_Task to carry out_: Copy each line of the data below exactly, leaving out pictures.

_Dataset extract_:
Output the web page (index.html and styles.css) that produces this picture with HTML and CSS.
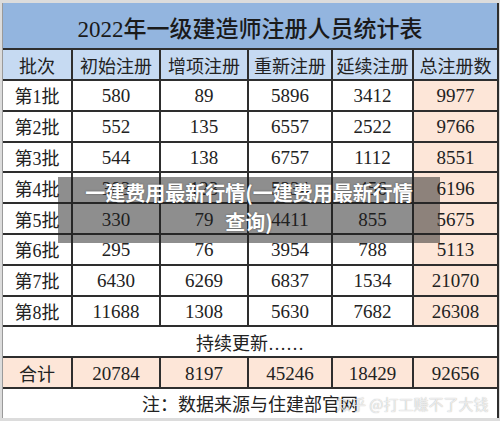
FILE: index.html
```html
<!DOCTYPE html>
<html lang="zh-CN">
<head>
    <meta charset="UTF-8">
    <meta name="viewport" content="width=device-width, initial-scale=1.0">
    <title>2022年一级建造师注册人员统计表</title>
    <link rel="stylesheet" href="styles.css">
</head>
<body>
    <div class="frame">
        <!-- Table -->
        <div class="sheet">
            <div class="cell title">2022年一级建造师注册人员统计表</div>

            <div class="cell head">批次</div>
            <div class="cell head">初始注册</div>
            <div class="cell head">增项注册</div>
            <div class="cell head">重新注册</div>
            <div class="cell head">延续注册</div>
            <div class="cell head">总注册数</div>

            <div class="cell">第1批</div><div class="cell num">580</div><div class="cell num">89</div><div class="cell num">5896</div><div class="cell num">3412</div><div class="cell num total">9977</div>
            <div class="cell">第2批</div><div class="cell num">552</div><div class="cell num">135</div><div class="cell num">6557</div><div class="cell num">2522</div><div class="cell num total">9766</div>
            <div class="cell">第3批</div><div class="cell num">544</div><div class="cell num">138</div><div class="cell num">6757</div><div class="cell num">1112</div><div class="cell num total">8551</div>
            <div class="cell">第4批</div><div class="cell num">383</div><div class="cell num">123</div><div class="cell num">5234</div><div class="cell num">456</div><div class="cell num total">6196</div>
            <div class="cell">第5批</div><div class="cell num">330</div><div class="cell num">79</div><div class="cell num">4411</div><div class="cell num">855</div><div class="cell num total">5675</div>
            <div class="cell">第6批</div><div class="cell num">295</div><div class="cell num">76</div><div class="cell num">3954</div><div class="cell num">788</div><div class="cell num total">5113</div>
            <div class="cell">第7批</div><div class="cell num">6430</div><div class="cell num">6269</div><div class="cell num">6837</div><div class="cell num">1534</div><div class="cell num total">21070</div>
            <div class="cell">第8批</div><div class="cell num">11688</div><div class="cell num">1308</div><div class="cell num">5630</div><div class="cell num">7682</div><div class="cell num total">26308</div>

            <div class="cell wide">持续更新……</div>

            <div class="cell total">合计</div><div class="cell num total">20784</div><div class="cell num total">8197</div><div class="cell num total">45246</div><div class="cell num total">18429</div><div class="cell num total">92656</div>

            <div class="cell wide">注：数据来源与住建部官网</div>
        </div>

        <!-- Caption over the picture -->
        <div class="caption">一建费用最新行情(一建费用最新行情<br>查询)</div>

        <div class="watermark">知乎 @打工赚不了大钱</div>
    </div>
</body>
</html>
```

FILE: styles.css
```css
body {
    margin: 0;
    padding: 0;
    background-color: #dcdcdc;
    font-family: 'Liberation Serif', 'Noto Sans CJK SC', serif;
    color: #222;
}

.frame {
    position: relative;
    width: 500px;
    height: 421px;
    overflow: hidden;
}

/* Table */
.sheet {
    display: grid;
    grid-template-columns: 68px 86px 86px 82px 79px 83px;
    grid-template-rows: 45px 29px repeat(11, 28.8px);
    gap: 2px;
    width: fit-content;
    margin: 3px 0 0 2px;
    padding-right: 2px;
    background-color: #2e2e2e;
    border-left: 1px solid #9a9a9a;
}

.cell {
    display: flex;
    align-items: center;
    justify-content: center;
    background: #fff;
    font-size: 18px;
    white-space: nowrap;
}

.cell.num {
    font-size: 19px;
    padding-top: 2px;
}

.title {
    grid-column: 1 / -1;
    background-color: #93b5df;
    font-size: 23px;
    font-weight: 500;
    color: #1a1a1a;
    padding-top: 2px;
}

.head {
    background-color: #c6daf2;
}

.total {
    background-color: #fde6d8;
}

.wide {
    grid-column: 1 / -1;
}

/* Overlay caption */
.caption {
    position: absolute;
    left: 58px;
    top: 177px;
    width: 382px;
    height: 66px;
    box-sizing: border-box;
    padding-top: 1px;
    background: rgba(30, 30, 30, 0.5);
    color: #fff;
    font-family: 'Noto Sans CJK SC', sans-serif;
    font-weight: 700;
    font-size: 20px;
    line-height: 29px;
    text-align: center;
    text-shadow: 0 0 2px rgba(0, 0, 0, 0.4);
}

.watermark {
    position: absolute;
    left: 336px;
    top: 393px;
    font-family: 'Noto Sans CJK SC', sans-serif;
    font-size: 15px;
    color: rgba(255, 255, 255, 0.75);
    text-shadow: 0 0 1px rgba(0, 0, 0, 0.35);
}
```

_Complete answer_:
Output the web page (index.html and styles.css) that produces this picture with HTML and CSS.
FILE: index.html
```html
<!DOCTYPE html>
<html lang="zh-CN">
<head>
    <meta charset="UTF-8">
    <meta name="viewport" content="width=device-width, initial-scale=1.0">
    <title>2022年一级建造师注册人员统计表</title>
    <link rel="stylesheet" href="styles.css">
</head>
<body>
    <div class="frame">
        <!-- Table -->
        <div class="sheet">
            <div class="cell title">2022年一级建造师注册人员统计表</div>

            <div class="cell head">批次</div>
            <div class="cell head">初始注册</div>
            <div class="cell head">增项注册</div>
            <div class="cell head">重新注册</div>
            <div class="cell head">延续注册</div>
            <div class="cell head">总注册数</div>

            <div class="cell">第1批</div><div class="cell num">580</div><div class="cell num">89</div><div class="cell num">5896</div><div class="cell num">3412</div><div class="cell num total">9977</div>
            <div class="cell">第2批</div><div class="cell num">552</div><div class="cell num">135</div><div class="cell num">6557</div><div class="cell num">2522</div><div class="cell num total">9766</div>
            <div class="cell">第3批</div><div class="cell num">544</div><div class="cell num">138</div><div class="cell num">6757</div><div class="cell num">1112</div><div class="cell num total">8551</div>
            <div class="cell">第4批</div><div class="cell num">383</div><div class="cell num">123</div><div class="cell num">5234</div><div class="cell num">456</div><div class="cell num total">6196</div>
            <div class="cell">第5批</div><div class="cell num">330</div><div class="cell num">79</div><div class="cell num">4411</div><div class="cell num">855</div><div class="cell num total">5675</div>
            <div class="cell">第6批</div><div class="cell num">295</div><div class="cell num">76</div><div class="cell num">3954</div><div class="cell num">788</div><div class="cell num total">5113</div>
            <div class="cell">第7批</div><div class="cell num">6430</div><div class="cell num">6269</div><div class="cell num">6837</div><div class="cell num">1534</div><div class="cell num total">21070</div>
            <div class="cell">第8批</div><div class="cell num">11688</div><div class="cell num">1308</div><div class="cell num">5630</div><div class="cell num">7682</div><div class="cell num total">26308</div>

            <div class="cell wide">持续更新……</div>

            <div class="cell total">合计</div><div class="cell num total">20784</div><div class="cell num total">8197</div><div class="cell num total">45246</div><div class="cell num total">18429</div><div class="cell num total">92656</div>

            <div class="cell wide">注：数据来源与住建部官网</div>
        </div>

        <!-- Caption over the picture -->
        <div class="caption">一建费用最新行情(一建费用最新行情<br>查询)</div>

        <div class="watermark">知乎 @打工赚不了大钱</div>
    </div>
</body>
</html>
```

FILE: styles.css
```css
body {
    margin: 0;
    padding: 0;
    background-color: #dcdcdc;
    font-family: 'Liberation Serif', 'Noto Sans CJK SC', serif;
    color: #222;
}

.frame {
    position: relative;
    width: 500px;
    height: 421px;
    overflow: hidden;
}

/* Table */
.sheet {
    display: grid;
    grid-template-columns: 68px 86px 86px 82px 79px 83px;
    grid-template-rows: 45px 29px repeat(11, 28.8px);
    gap: 2px;
    width: fit-content;
    margin: 3px 0 0 2px;
    padding-right: 2px;
    background-color: #2e2e2e;
    border-left: 1px solid #9a9a9a;
}

.cell {
    display: flex;
    align-items: center;
    justify-content: center;
    background: #fff;
    font-size: 18px;
    white-space: nowrap;
}

.cell.num {
    font-size: 19px;
    padding-top: 2px;
}

.title {
    grid-column: 1 / -1;
    background-color: #93b5df;
    font-size: 23px;
    font-weight: 500;
    color: #1a1a1a;
    padding-top: 2px;
}

.head {
    background-color: #c6daf2;
}

.total {
    background-color: #fde6d8;
}

.wide {
    grid-column: 1 / -1;
}

/* Overlay caption */
.caption {
    position: absolute;
    left: 58px;
    top: 177px;
    width: 382px;
    height: 66px;
    box-sizing: border-box;
    padding-top: 1px;
    background: rgba(30, 30, 30, 0.5);
    color: #fff;
    font-family: 'Noto Sans CJK SC', sans-serif;
    font-weight: 700;
    font-size: 20px;
    line-height: 29px;
    text-align: center;
    text-shadow: 0 0 2px rgba(0, 0, 0, 0.4);
}

.watermark {
    position: absolute;
    left: 336px;
    top: 393px;
    font-family: 'Noto Sans CJK SC', sans-serif;
    font-size: 15px;
    color: rgba(255, 255, 255, 0.75);
    text-shadow: 0 0 1px rgba(0, 0, 0, 0.35);
}
```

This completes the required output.